The overall algorithm is as follows:

  • Use $\text{FORD-FULKERSON}$ to find a maximum flow in $G'$ and hence a maximum bipartite matching $M$ in $G''$.
  • Construct the path cover as described above.

Time

$O(VE)$ total:

  • $O(V + E)$ to set up $G'$,
  • $O(VE)$ to find the maximum bipartite matching,
  • $O(E)$ to trace the paths, because each edge $\in M$ is traversed only once and there are $O(E)$ edges in $M$.

b. The algorithm does not work if there are cycles.

Consider a graph $G$ with $4$ vertices, consisting of a directed triangle and an edge pointing to the triangle:

$$E = \{(1, 2), (2, 3), (3, 1), (4, 1)\}.$$

$G$ can be covered with a single path: $4 \to 1 \to 2 \to 3$, but our algorithm might find only a $2$-path cover.

In the bipartite graph $G'$, the edges $(x_i, y_j)$ are

$$(x_1, y_2), (x_2, y_3), (x_3, y_1), (x_4, y_1).$$

There are $4$ edges from an $x_i$ to a $y_j$, but $2$ of them lead to $y_1$, so a maximum bipartite matching can have only $3$ edges (and the maximum flow in $G'$ has value $3$). In fact, there are $2$ possible maximum matchings. It is always possible to match $(x_1, y_2)$ and $(x_2, y_3)$, and then either $(x_3, y_1)$ or $(x_4, y_1)$ can be chosen, but not both.

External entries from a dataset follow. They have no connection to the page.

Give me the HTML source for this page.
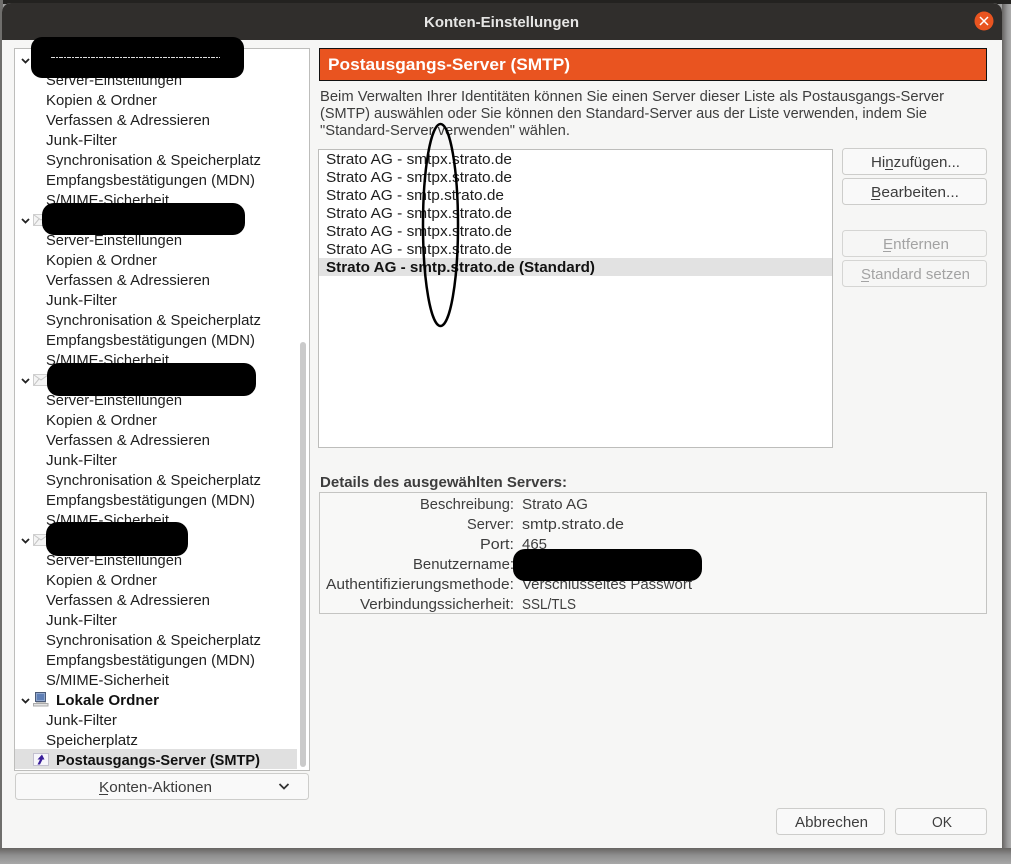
<!DOCTYPE html>
<html lang="de">
<head>
<meta charset="utf-8">
<title>Konten-Einstellungen</title>
<style>
html,body{margin:0;padding:0;background:#999;width:1011px;height:864px;overflow:hidden}
svg{display:block}
text{font-family:"Liberation Sans","DejaVu Sans",sans-serif;font-size:14.5px;fill:#3d3d3d}
.t text,text.t{fill:#1e1e1e}
text.b{font-weight:bold}
text.d{fill:#a3a3a3}
.btn{fill:#f9f9f9;stroke:#cdcdcb;stroke-width:1}
.btnd{fill:#f6f6f5;stroke:#d5d5d3;stroke-width:1}
.chev{fill:none;stroke:#222;stroke-width:1.8}
.u{stroke:#3d3d3d;stroke-width:1}
.ud{stroke:#a3a3a3;stroke-width:1}
</style>
</head>
<body>
<svg xmlns="http://www.w3.org/2000/svg" width="1011" height="864" viewBox="0 0 1011 864">
<defs>
<linearGradient id="sb" x1="0" y1="0" x2="0" y2="1"><stop offset="0" stop-color="#666462"/><stop offset=".45" stop-color="#8e8e8e"/><stop offset="1" stop-color="#a8a8a8"/></linearGradient>
<linearGradient id="sr" x1="0" y1="0" x2="1" y2="0"><stop offset="0" stop-color="#666462"/><stop offset=".6" stop-color="#999"/><stop offset="1" stop-color="#acacac"/></linearGradient>
</defs>

<!-- outside -->
<rect x="0" y="0" width="1011" height="864" fill="#a0a0a0"/>
<rect x="0" y="0" width="1011" height="4" fill="#232220"/>
<rect x="0" y="0" width="3" height="864" fill="#6f6e6c"/>
<rect x="1002" y="4" width="9" height="860" fill="url(#sr)"/>
<rect x="0" y="848" width="1011" height="16" fill="url(#sb)"/>

<!-- window -->
<path d="M2 848V12a9 9 0 0 1 9-9H993a9 9 0 0 1 9 9V848Z" fill="#f6f6f5"/>
<path d="M2 40V12a9 9 0 0 1 9-9H993a9 9 0 0 1 9 9V40Z" fill="#302e2c"/>
<text class="b" x="424" y="27" textLength="155" lengthAdjust="spacingAndGlyphs" style="fill:#e6e6e5">Konten-Einstellungen</text>
<circle cx="984" cy="21" r="9.500" fill="#e95420"/>
<path d="M980 17l8 8M988 17l-8 8" stroke="#fff" stroke-width="1.500" fill="none"/>

<!-- left tree -->
<rect x="14.500" y="48.500" width="295" height="722" fill="#fff" stroke="#bdbdbb"/>
<rect x="300" y="342" width="6" height="425" rx="3" fill="#cacaca"/>
<rect x="15" y="749" width="282" height="20" fill="#e0e0e0"/>

<g class="t">
<text x="46" y="85" textLength="136" lengthAdjust="spacingAndGlyphs">Server-Einstellungen</text>
<text x="46" y="105" textLength="111" lengthAdjust="spacingAndGlyphs">Kopien &amp; Ordner</text>
<text x="46" y="125" textLength="164" lengthAdjust="spacingAndGlyphs">Verfassen &amp; Adressieren</text>
<text x="46" y="145" textLength="71" lengthAdjust="spacingAndGlyphs">Junk-Filter</text>
<text x="46" y="165" textLength="215" lengthAdjust="spacingAndGlyphs">Synchronisation &amp; Speicherplatz</text>
<text x="46" y="185" textLength="209" lengthAdjust="spacingAndGlyphs">Empfangsbestätigungen (MDN)</text>
<text x="46" y="205" textLength="123" lengthAdjust="spacingAndGlyphs">S/MIME-Sicherheit</text>

<text x="46" y="245" textLength="136" lengthAdjust="spacingAndGlyphs">Server-Einstellungen</text>
<text x="46" y="265" textLength="111" lengthAdjust="spacingAndGlyphs">Kopien &amp; Ordner</text>
<text x="46" y="285" textLength="164" lengthAdjust="spacingAndGlyphs">Verfassen &amp; Adressieren</text>
<text x="46" y="305" textLength="71" lengthAdjust="spacingAndGlyphs">Junk-Filter</text>
<text x="46" y="325" textLength="215" lengthAdjust="spacingAndGlyphs">Synchronisation &amp; Speicherplatz</text>
<text x="46" y="345" textLength="209" lengthAdjust="spacingAndGlyphs">Empfangsbestätigungen (MDN)</text>
<text x="46" y="365" textLength="123" lengthAdjust="spacingAndGlyphs">S/MIME-Sicherheit</text>

<text x="46" y="405" textLength="136" lengthAdjust="spacingAndGlyphs">Server-Einstellungen</text>
<text x="46" y="425" textLength="111" lengthAdjust="spacingAndGlyphs">Kopien &amp; Ordner</text>
<text x="46" y="445" textLength="164" lengthAdjust="spacingAndGlyphs">Verfassen &amp; Adressieren</text>
<text x="46" y="465" textLength="71" lengthAdjust="spacingAndGlyphs">Junk-Filter</text>
<text x="46" y="485" textLength="215" lengthAdjust="spacingAndGlyphs">Synchronisation &amp; Speicherplatz</text>
<text x="46" y="505" textLength="209" lengthAdjust="spacingAndGlyphs">Empfangsbestätigungen (MDN)</text>
<text x="46" y="525" textLength="123" lengthAdjust="spacingAndGlyphs">S/MIME-Sicherheit</text>

<text x="46" y="565" textLength="136" lengthAdjust="spacingAndGlyphs">Server-Einstellungen</text>
<text x="46" y="585" textLength="111" lengthAdjust="spacingAndGlyphs">Kopien &amp; Ordner</text>
<text x="46" y="605" textLength="164" lengthAdjust="spacingAndGlyphs">Verfassen &amp; Adressieren</text>
<text x="46" y="625" textLength="71" lengthAdjust="spacingAndGlyphs">Junk-Filter</text>
<text x="46" y="645" textLength="215" lengthAdjust="spacingAndGlyphs">Synchronisation &amp; Speicherplatz</text>
<text x="46" y="665" textLength="209" lengthAdjust="spacingAndGlyphs">Empfangsbestätigungen (MDN)</text>
<text x="46" y="685" textLength="123" lengthAdjust="spacingAndGlyphs">S/MIME-Sicherheit</text>

<text class="b" x="56" y="705" textLength="103" lengthAdjust="spacingAndGlyphs" style="fill:#111">Lokale Ordner</text>
<text x="46" y="725" textLength="71" lengthAdjust="spacingAndGlyphs">Junk-Filter</text>
<text x="46" y="745" textLength="92" lengthAdjust="spacingAndGlyphs">Speicherplatz</text>
<text class="b" x="56" y="765" textLength="204" lengthAdjust="spacingAndGlyphs" style="fill:#111">Postausgangs-Server (SMTP)</text>
</g>

<!-- chevrons -->
<path class="chev" d="M22 59l3.500 3.500L29 59"/>
<path class="chev" d="M22 219l3.500 3.500L29 219"/>
<path class="chev" d="M22 379l3.500 3.500L29 379"/>
<path class="chev" d="M22 539l3.500 3.500L29 539"/>
<path class="chev" d="M22 699l3.500 3.500L29 699"/>

<!-- envelope icons -->
<g fill="#f4f4f4" stroke="#cfcfcf">
<rect x="33.500" y="214.500" width="15" height="11"/>
<rect x="33.500" y="374.500" width="15" height="11"/>
<rect x="33.500" y="534.500" width="15" height="11"/>
</g>
<g fill="none" stroke="#c6c6c6">
<path d="M34 215l7 5 7-5M34 225l5-6"/>
<path d="M34 375l7 5 7-5M34 385l5-6"/>
<path d="M34 535l7 5 7-5M34 545l5-6"/>
</g>

<!-- computer icon -->
<rect x="35.500" y="692.500" width="10" height="9" fill="#8fa6cc" stroke="#4a5a78"/>
<rect x="37" y="694" width="7" height="6" fill="#5f7fb6"/>
<rect x="36" y="702" width="10" height="1.500" fill="#c4c4c4"/>
<rect x="33.500" y="703.500" width="14.500" height="2.500" fill="#e2e2e2" stroke="#aaa"/>

<!-- smtp icon -->
<rect x="33.500" y="753.500" width="15" height="12" fill="#f7f6fb" stroke="#c3c0cf"/>
<path d="M37.500 764.500l2.500-5h-2.500l4.500-5 2.500 5h-2l-2.500 5z" fill="#3a1f9a"/>

<!-- Konten-Aktionen button -->
<rect class="btn" x="15.500" y="773.500" width="293" height="26" rx="3"/>
<text x="99" y="792" textLength="113" lengthAdjust="spacingAndGlyphs">Konten-Aktionen</text>
<path class="u" d="M99 794.500h9"/>
<path d="M279.500 784l4.500 4.500 4.500-4.500" fill="none" stroke="#333" stroke-width="1.800"/>

<!-- header -->
<rect x="319.500" y="48.500" width="667" height="32" fill="#e95420" stroke="#111"/>
<text class="b" x="328" y="70" textLength="242" lengthAdjust="spacingAndGlyphs" style="font-size:17px;fill:#fff">Postausgangs-Server (SMTP)</text>

<!-- description -->
<text x="320" y="101" textLength="624" lengthAdjust="spacingAndGlyphs">Beim Verwalten Ihrer Identitäten können Sie einen Server dieser Liste als Postausgangs-Server</text>
<text x="320" y="118" textLength="607" lengthAdjust="spacingAndGlyphs">(SMTP) auswählen oder Sie können den Standard-Server aus der Liste verwenden, indem Sie</text>
<text x="320" y="135" textLength="250" lengthAdjust="spacingAndGlyphs">"Standard-Server verwenden" wählen.</text>

<!-- server list -->
<rect x="318.500" y="149.500" width="514" height="298" fill="#fff" stroke="#bdbdbb"/>
<rect x="319" y="258" width="513" height="18" fill="#e2e2e2"/>
<g class="t">
<text x="326" y="164" textLength="186" lengthAdjust="spacingAndGlyphs">Strato AG - smtpx.strato.de</text>
<text x="326" y="182" textLength="186" lengthAdjust="spacingAndGlyphs">Strato AG - smtpx.strato.de</text>
<text x="326" y="200" textLength="178" lengthAdjust="spacingAndGlyphs">Strato AG - smtp.strato.de</text>
<text x="326" y="218" textLength="186" lengthAdjust="spacingAndGlyphs">Strato AG - smtpx.strato.de</text>
<text x="326" y="236" textLength="186" lengthAdjust="spacingAndGlyphs">Strato AG - smtpx.strato.de</text>
<text x="326" y="254" textLength="186" lengthAdjust="spacingAndGlyphs">Strato AG - smtpx.strato.de</text>
<text class="b" x="326" y="272" textLength="269" lengthAdjust="spacingAndGlyphs" style="fill:#111">Strato AG - smtp.strato.de (Standard)</text>
</g>

<!-- right buttons -->
<rect class="btn" x="842.500" y="148.500" width="144" height="26" rx="3"/>
<text x="871" y="167" textLength="89" lengthAdjust="spacingAndGlyphs">Hinzufügen...</text>
<path class="u" d="M885 169.500h8"/>
<rect class="btn" x="842.500" y="178.500" width="144" height="26" rx="3"/>
<text x="871" y="197" textLength="88" lengthAdjust="spacingAndGlyphs">Bearbeiten...</text>
<path class="u" d="M871 199.500h9"/>
<rect class="btnd" x="842.500" y="230.500" width="144" height="26" rx="3"/>
<text class="d" x="883" y="249" textLength="66" lengthAdjust="spacingAndGlyphs">Entfernen</text>
<path class="ud" d="M883 251.500h8"/>
<rect class="btnd" x="842.500" y="260.500" width="144" height="26" rx="3"/>
<text class="d" x="861" y="279" textLength="109" lengthAdjust="spacingAndGlyphs">Standard setzen</text>
<path class="ud" d="M861 281.500h8"/>

<!-- details -->
<text class="b" x="320" y="487" textLength="247" lengthAdjust="spacingAndGlyphs">Details des ausgewählten Servers:</text>
<rect x="319.500" y="492.500" width="667" height="121" fill="#f8f8f7" stroke="#c4c4c2"/>
<text x="420" y="509" textLength="94" lengthAdjust="spacingAndGlyphs">Beschreibung:</text>
<text x="467" y="529" textLength="47" lengthAdjust="spacingAndGlyphs">Server:</text>
<text x="480" y="549" textLength="34" lengthAdjust="spacingAndGlyphs">Port:</text>
<text x="413" y="569" textLength="101" lengthAdjust="spacingAndGlyphs">Benutzername:</text>
<text x="326" y="589" textLength="188" lengthAdjust="spacingAndGlyphs">Authentifizierungsmethode:</text>
<text x="360" y="609" textLength="154" lengthAdjust="spacingAndGlyphs">Verbindungssicherheit:</text>
<text x="522" y="509" textLength="66" lengthAdjust="spacingAndGlyphs">Strato AG</text>
<text x="522" y="529" textLength="102" lengthAdjust="spacingAndGlyphs">smtp.strato.de</text>
<text x="522" y="549" textLength="25" lengthAdjust="spacingAndGlyphs">465</text>
<text x="522" y="589" textLength="170" lengthAdjust="spacingAndGlyphs">Verschlüsseltes Passwort</text>
<text x="522" y="609" textLength="54" lengthAdjust="spacingAndGlyphs">SSL/TLS</text>

<!-- bottom buttons -->
<rect class="btn" x="776.500" y="808.500" width="108" height="26" rx="3"/>
<text x="795" y="827" textLength="73" lengthAdjust="spacingAndGlyphs">Abbrechen</text>
<rect class="btn" x="895.500" y="808.500" width="91" height="26" rx="3"/>
<text x="932" y="827" textLength="20" lengthAdjust="spacingAndGlyphs">OK</text>

<!-- annotations -->
<ellipse cx="440.500" cy="225" rx="17.500" ry="101" fill="none" stroke="#000" stroke-width="2.500"/>
<rect x="31" y="37" width="213" height="41" rx="11" fill="#000"/>
<path d="M51 57.500h169" stroke="#ddd" stroke-width="1" stroke-dasharray="4 1 2 1"/>
<rect x="42" y="203" width="203" height="32" rx="12" fill="#000"/>
<rect x="47" y="363" width="209" height="33" rx="12" fill="#000"/>
<rect x="46" y="522" width="142" height="34" rx="12" fill="#000"/>
<rect x="513" y="549" width="189" height="32" rx="12" fill="#000"/>
</svg>
</body>
</html>
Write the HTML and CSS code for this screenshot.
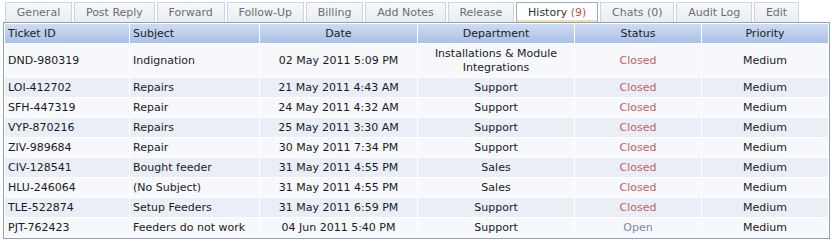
FILE: index.html
```html
<!DOCTYPE html>
<html>
<head>
<meta charset="utf-8">
<link rel="stylesheet" href="styles.css">
</head>
<body>
<div class="page">
  <ul class="tabs">
    <li class="tab">General</li>
    <li class="tab">Post Reply</li>
    <li class="tab">Forward</li>
    <li class="tab">Follow-Up</li>
    <li class="tab">Billing</li>
    <li class="tab">Add Notes</li>
    <li class="tab">Release</li>
    <li class="tab active">History <span class="count">(9)</span></li>
    <li class="tab">Chats (0)</li>
    <li class="tab">Audit Log</li>
    <li class="tab">Edit</li>
  </ul>
  <table class="grid">
    <colgroup>
      <col class="c-id"><col class="c-subj"><col class="c-date"><col class="c-dept"><col class="c-status"><col class="c-prio">
    </colgroup>
    <thead>
      <tr>
        <th class="left">Ticket ID</th>
        <th class="left">Subject</th>
        <th>Date</th>
        <th>Department</th>
        <th>Status</th>
        <th>Priority</th>
      </tr>
    </thead>
    <tbody>
      <tr class="odd"><td class="left">DND-980319</td><td class="left">Indignation</td><td>02 May 2011 5:09 PM</td><td>Installations &amp; Module Integrations</td><td class="closed">Closed</td><td>Medium</td></tr>
      <tr class="even"><td class="left">LOI-412702</td><td class="left">Repairs</td><td>21 May 2011 4:43 AM</td><td>Support</td><td class="closed">Closed</td><td>Medium</td></tr>
      <tr class="odd"><td class="left">SFH-447319</td><td class="left">Repair</td><td>24 May 2011 4:32 AM</td><td>Support</td><td class="closed">Closed</td><td>Medium</td></tr>
      <tr class="even"><td class="left">VYP-870216</td><td class="left">Repairs</td><td>25 May 2011 3:30 AM</td><td>Support</td><td class="closed">Closed</td><td>Medium</td></tr>
      <tr class="odd"><td class="left">ZIV-989684</td><td class="left">Repair</td><td>30 May 2011 7:34 PM</td><td>Support</td><td class="closed">Closed</td><td>Medium</td></tr>
      <tr class="even"><td class="left">CIV-128541</td><td class="left">Bought feeder</td><td>31 May 2011 4:55 PM</td><td>Sales</td><td class="closed">Closed</td><td>Medium</td></tr>
      <tr class="odd"><td class="left">HLU-246064</td><td class="left">(No Subject)</td><td>31 May 2011 4:55 PM</td><td>Sales</td><td class="closed">Closed</td><td>Medium</td></tr>
      <tr class="even"><td class="left">TLE-522874</td><td class="left">Setup Feeders</td><td>31 May 2011 6:59 PM</td><td>Support</td><td class="closed">Closed</td><td>Medium</td></tr>
      <tr class="odd"><td class="left">PJT-762423</td><td class="left">Feeders do not work</td><td>04 Jun 2011 5:40 PM</td><td>Support</td><td class="open">Open</td><td>Medium</td></tr>
    </tbody>
  </table>
</div>
</body>
</html>
```
FILE: styles.css
```css
html, body {
  margin: 0;
  padding: 0;
  background: #ffffff;
}

.page {
  font-family: "DejaVu Sans", Verdana, sans-serif;
  font-size: 11px;
  color: #1a1a1a;
  padding-top: 2px;
}

.tabs {
  list-style: none;
  margin: 0;
  padding: 0 0 0 5px;
  display: flex;
  gap: 2px;
  height: 20px;
}

.tab {
  box-sizing: border-box;
  height: 20px;
  padding: 1px 10.85px 0;
  border: 1px solid #c9d5e1;
  border-bottom: none;
  background: linear-gradient(#f6f8fa, #e9eef3);
  color: #6d6d6d;
  line-height: 18px;
  white-space: nowrap;
}

.tab.active {
  background: #ffffff;
  border-color: #95b0c6;
  color: #333;
  box-shadow: inset 0 -2px 0 #f2dbb5;
}

.tab .count {
  color: #c0504d;
}

.grid {
  box-sizing: border-box;
  margin-left: 3px;
  width: 826px;
  table-layout: fixed;
  border: 1px solid #8aa3bb;
  border-spacing: 1px;
  background: #ffffff;
}

.c-id { width: 124px; }
.c-subj { width: 129px; }
.c-date { width: 157px; }
.c-dept { width: 156px; }
.c-status { width: 126px; }
.c-prio { width: 126px; }

.grid th,
.grid td {
  box-sizing: border-box;
  padding: 3px 3px 2px;
  line-height: 14px;
  text-align: center;
  font-weight: normal;
  vertical-align: middle;
}

.grid th {
  background: linear-gradient(#cfdcf1, #a9c1e7);
  color: #222;
}

.grid .left {
  text-align: left;
}

.grid tr.odd td {
  background: #f6f8fc;
}

.grid tr.even td {
  background: #eaeff7;
}

.grid td.closed {
  color: #c4605c;
}

.grid td.open {
  color: #7a88a0;
}
```
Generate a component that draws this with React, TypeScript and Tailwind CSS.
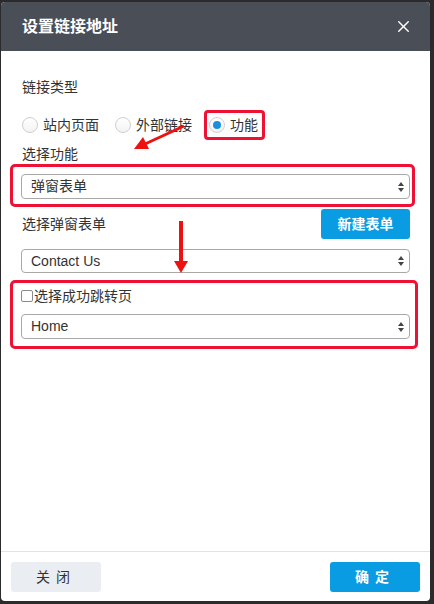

The maximum flow found by one of our max-flow algorithms could find the flow corresponding to either of these matchings, since both are maximal. If it finds the matching with edge $(x_3, x_1)$, then the matching would not contain $(x_4, x_1)$; given that matching, our path algorithm is forced to produce $2$ paths, one of which contains just the vertex $4$.